Sandaran warga komunitas, terutama lapisan bawah dan paling bawah yang merupakan mayoritas masyarakat, merupakan dasar piramida tatanan masyarakat. Namun usaha memberdayakan lapisan dasar piramida masyarakat, rasanya akan mengalami persoalan bila mengabaikan unsur-unsur seni tradisional yang sangat beragam. Karena pada seni tradisional terdapat unsur komunikasi, mobilisasi, partisipasi dan kontrol, karena seni tradisional berhubungan langsung dengan kemungkinan-kemungkinan untuk merebut kembali hak tuan atas nasib sendiri dan daerah sebagai suatu ruang lingkup kehidupan bersama.
Yang dipertanyakan sekarang, seberapa jauh apresiasi masyarakat sebagai pendukung kebudayaan lokal?. Kenyataan yang tidak dapat dipungkiri, dalam memahami dan mengapresiasi kebudayaan lokal, dari kalangan generasi pendahulu masih mengimpikan masa keemasan masa lalu.

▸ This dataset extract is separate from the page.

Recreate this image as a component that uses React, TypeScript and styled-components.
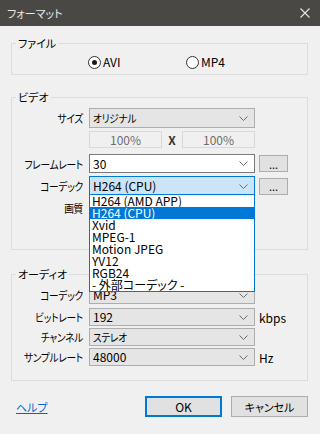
import * as React from "react";
import styled, { createGlobalStyle } from "styled-components";

const GlobalStyle = createGlobalStyle`
  html, body {
    margin: 0;
    padding: 0;
    background: #f0f0f0;
  }
  body {
    font-family: "Noto Sans CJK JP", "Noto Sans", sans-serif;
    font-size: 12px;
    font-feature-settings: "palt";
    color: #000;
  }
`;

const codecs = [
  "H264 (AMD APP)",
  "H264 (CPU)",
  "Xvid",
  "MPEG-1",
  "Motion JPEG",
  "YV12",
  "RGB24",
  "- 外部コーデック -",
];

const Chevron = () => (
  <svg width="9" height="5" viewBox="0 0 9 5">
    <path d="M0.5 0.5 L4.5 4.5 L8.5 0.5" fill="none" stroke="#6a6a6a" strokeWidth="1" />
  </svg>
);

interface ComboProps {
  value: string;
  variant?: "list" | "edit" | "focus";
  jp?: boolean;
  withList?: boolean;
}

function Combo(props: ComboProps) {
  return (
    <ComboBox $variant={props.variant || "list"}>
      <ComboText $jp={props.jp}>{props.value}</ComboText>
      <Chevron />
      {props.withList && (
        <DropList>
          {codecs.map((c) => (
            <DropItem key={c} $selected={c === "H264 (CPU)"}>
              {c}
            </DropItem>
          ))}
        </DropList>
      )}
    </ComboBox>
  );
}

export default function App() {
  return (
    <>
      <GlobalStyle />
      <Window>
        <TitleBar>
          <span>フォーマット</span>
          <svg width="10" height="10" viewBox="0 0 10 10">
            <path d="M0.5 0.5 L9.5 9.5 M9.5 0.5 L0.5 9.5" stroke="#e6e6e6" strokeWidth="1.1" />
          </svg>
        </TitleBar>
        <Body>
          <Group $pt={5} $pb={5}>
            <Legend>ファイル</Legend>
            <RadioRow>
              <Radio>
                <RadioCircle $checked />
                AVI
              </Radio>
              <Radio>
                <RadioCircle />
                MP4
              </Radio>
            </RadioRow>
          </Group>

          <Group $pt={4} $pb={0} $mt={15}>
            <Legend>ビデオ</Legend>
            <Row $h={20}>
              <Label>サイズ</Label>
              <Combo value="オリジナル" jp />
            </Row>
            <Row $h={17} $mt={3}>
              <Label />
              <PercentBox>100%</PercentBox>
              <Times>X</Times>
              <PercentBox>100%</PercentBox>
            </Row>
            <Row $h={19} $mt={6}>
              <Label>フレームレート</Label>
              <Combo value="30" variant="edit" />
              <DotsButton>...</DotsButton>
            </Row>
            <Row $h={20} $mt={3} $top>
              <Label>コーデック</Label>
              <Combo value="H264 (CPU)" variant="focus" withList />
              <DotsButton>...</DotsButton>
            </Row>
            <QualityRow>
              <Label>画質</Label>
            </QualityRow>
          </Group>

          <Group $pt={5} $pb={14} $mt={17}>
            <Legend>オーディオ</Legend>
            <Row $h={18}>
              <Label>コーデック</Label>
              <Combo value="MP3" />
            </Row>
            <Row $h={18} $mt={4}>
              <Label>ビットレート</Label>
              <Combo value="192" />
              <Unit>kbps</Unit>
            </Row>
            <Row $h={18} $mt={2}>
              <Label>チャンネル</Label>
              <Combo value="ステレオ" jp />
            </Row>
            <Row $h={18} $mt={2}>
              <Label>サンプルレート</Label>
              <Combo value="48000" />
              <Unit>Hz</Unit>
            </Row>
          </Group>

          <Footer>
            <HelpLink href="#">ヘルプ</HelpLink>
            <Buttons>
              <Button $primary>OK</Button>
              <Button $jp>キャンセル</Button>
            </Buttons>
          </Footer>
        </Body>
      </Window>
    </>
  );
}

const Window = styled.div`
  width: 320px;
  height: 434px;
  display: flex;
  flex-direction: column;
  background: #f0f0f0;
  overflow: hidden;
`;

const TitleBar = styled.div`
  height: 26px;
  flex: none;
  display: flex;
  align-items: center;
  justify-content: space-between;
  padding: 0 10px 0 7px;
  background: #4a4845;
  color: #e8e8e8;
  font-size: 11px;
  line-height: 14px;
`;

const Body = styled.div`
  padding: 10px 12px 0 11px;
  display: flex;
  flex-direction: column;
`;

const Group = styled.fieldset<{ $pt: number; $pb: number; $mt?: number }>`
  margin: ${(p) => p.$mt || 0}px 0 0 0;
  padding: ${(p) => p.$pt}px 0 ${(p) => p.$pb}px 0;
  border: 1px solid #dcdcdc;
  min-width: 0;
`;

const Legend = styled.legend`
  margin-left: 4px;
  padding: 0 2px;
  line-height: 14px;
  font-size: 11px;
`;

const RadioRow = styled.div`
  display: flex;
  align-items: center;
  height: 14px;
  padding-left: 76px;
`;

const Radio = styled.label`
  display: flex;
  align-items: center;
  gap: 2px;
  width: 98px;
  line-height: 14px;
`;

const RadioCircle = styled.span<{ $checked?: boolean }>`
  box-sizing: border-box;
  width: 13px;
  height: 13px;
  border: 1px solid #333;
  border-radius: 50%;
  background: #fff;
  display: flex;
  align-items: center;
  justify-content: center;
  &::after {
    content: "";
    width: 5px;
    height: 5px;
    border-radius: 50%;
    background: ${(p) => (p.$checked ? "#1a1a1a" : "transparent")};
  }
`;

const Row = styled.div<{ $h: number; $mt?: number; $top?: boolean }>`
  display: flex;
  align-items: center;
  height: ${(p) => p.$h}px;
  margin-top: ${(p) => p.$mt || 0}px;
  position: relative;
  z-index: ${(p) => (p.$top ? 2 : 1)};
`;

const Label = styled.span`
  flex: none;
  width: 71px;
  margin-right: 6px;
  display: flex;
  justify-content: flex-end;
  white-space: nowrap;
  font-size: 11px;
  letter-spacing: -0.3px;
  line-height: 14px;
  transform: scaleX(0.88);
  transform-origin: right center;
`;

const ComboBox = styled.div<{ $variant: "list" | "edit" | "focus" }>`
  position: relative;
  box-sizing: border-box;
  width: 166px;
  height: 100%;
  display: flex;
  align-items: center;
  padding: 0 6px 0 3px;
  border: 1px solid
    ${(p) => (p.$variant === "focus" ? "#0078d7" : p.$variant === "edit" ? "#7a7a7a" : "#adadad")};
  background: ${(p) => (p.$variant === "focus" ? "#cce4f7" : p.$variant === "edit" ? "#fff" : "#e5e5e5")};
`;

const ComboText = styled.span<{ $jp?: boolean }>`
  flex: 1;
  font-size: ${(p) => (p.$jp ? 11 : 12)}px;
  letter-spacing: ${(p) => (p.$jp ? "-0.3px" : "0")};
  line-height: 14px;
  white-space: nowrap;
  transform: ${(p) => (p.$jp ? "scaleX(0.88)" : "none")};
  transform-origin: left center;
`;

const DropList = styled.div`
  position: absolute;
  left: -1px;
  right: -1px;
  top: 100%;
  margin-top: -1px;
  box-sizing: border-box;
  border: 1px solid #0078d7;
  background: #fff;
  display: flex;
  flex-direction: column;
`;

const DropItem = styled.div<{ $selected?: boolean }>`
  height: 12px;
  line-height: 12px;
  padding-left: 2px;
  white-space: nowrap;
  background: ${(p) => (p.$selected ? "#0078d7" : "transparent")};
  color: ${(p) => (p.$selected ? "#fff" : "#000")};
`;

const PercentBox = styled.div`
  box-sizing: border-box;
  width: 73px;
  height: 100%;
  display: flex;
  align-items: center;
  justify-content: center;
  border: 1px solid #d9d9d9;
  background: #f0f0f0;
  color: #6d6d6d;
`;

const Times = styled.span`
  width: 20px;
  text-align: center;
  font-weight: bold;
  color: #333;
`;

const DotsButton = styled.div`
  box-sizing: border-box;
  width: 29px;
  height: 17px;
  margin-left: 4px;
  display: flex;
  align-items: center;
  justify-content: center;
  border: 1px solid #adadad;
  background: #e1e1e1;
  font-size: 11px;
  line-height: 10px;
`;

const QualityRow = styled.div`
  height: 48px;
  padding-top: 5px;
  display: flex;
  align-items: flex-start;
`;

const Unit = styled.span`
  margin-left: 4px;
`;

const Footer = styled.div`
  margin-top: 15px;
  display: flex;
  align-items: center;
  justify-content: space-between;
  padding-left: 5px;
`;

const HelpLink = styled.a`
  color: #0066cc;
  font-size: 11px;
  text-decoration: underline;
`;

const Buttons = styled.div`
  display: flex;
  gap: 9px;
`;

const Button = styled.div<{ $primary?: boolean; $jp?: boolean }>`
  box-sizing: border-box;
  width: 77px;
  height: 21px;
  display: flex;
  align-items: center;
  justify-content: center;
  font-size: ${(p) => (p.$jp ? 11 : 12)}px;
  background: #e1e1e1;
  border: ${(p) => (p.$primary ? "2px solid #0078d7" : "1px solid #adadad")};
`;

Sementara generasi 80-an sampai sekarang, mulai berkurang dan bahkan nyaris tidak mempunyai kegandrungan terhadap kebudayaan daerah. Mereka kurang tertarik dan enggan mengapresiasinya, karena apa yang dilihat diasumsikan sebagai aktifitas keterbelakangan, kolot dan barangkali tidak memihak pada suatu kepentingan dalam kancah pergaulan. Sedikit sekali yang mau memahami dan mengapresiasinya.
Banyak hal yang menjadi penyebab melemahnya pemahaman dan apresiasi masyarakat terhadap seni tradisional (tradisional), antara lain, yang utama sistem pendidikan nasional tidak memberi peluang cukup pada anak didik untuk mengapresiasi dan mengembangkan budaya sendiri. Kemudian lembaga-lembaga masyarakat tradisional perannya tidak lagi berfungsi, dan sudah diambil alih oleh pemerintah, melalui konsep barunya yang penampakannya cenderung memihak pada kepentingan sesaat. Demikian pula tampaknya para seniman dan budayan Maduram peran dan fungsinya tidak lagi efektif, mereka lebih sibuk membangun fasilitas sosial dari pada fasilitas moral. Pemangku adat yang ditokohkan sebagai orang pertama di masyarakat cenderung menjadi kebanggaan diri dalam design seremonial. Akibatnya peluang dalam membangun kekuatan seni tradisional telah terjadi tarik ulur; siapa yang dikuasi dan siapa yang menguasai.
Dari persoalan tersebut, akibatnya yang terangkat ke permukaan justru cenderung pada budaya material, sementara yang moral dan spiritual yang menjadi substansi dari sebuah seni tradisional kurang dan hampir tidak mendapat perhatian. Anehnya, arus bawah yang menjadi kekuatan sentral menerima begitu saja tanpa prasangka, apalagi ditambah budaya import yang demikian gencar dari proses globalisiasi. Segala model “yang baru” semakin menjadi idola, sedang “yang lama” diberangus begitu saja. “Dalam mengembangkan seni budaya, kita ikuti saja selera masyarakat. Kesenian tidak perlu konsep, seni tradisi tidak relevan lagi jaman sekarang, minat masyarakat dangdut ya ikuti saja mereka”. Demikian ungkapan seorang pejabat birokrasi yang menangani hal-hal yang berkaitan dengan kebudayaan. “Kita ikuti saja kehendak masyarakat, yaitu kesenian yang gampang digelar (maksudnya kesenian instan, dangdut dan sejenisnya). Itulah kebutuhan kesenian masyarakat kitya”. Ironis memang.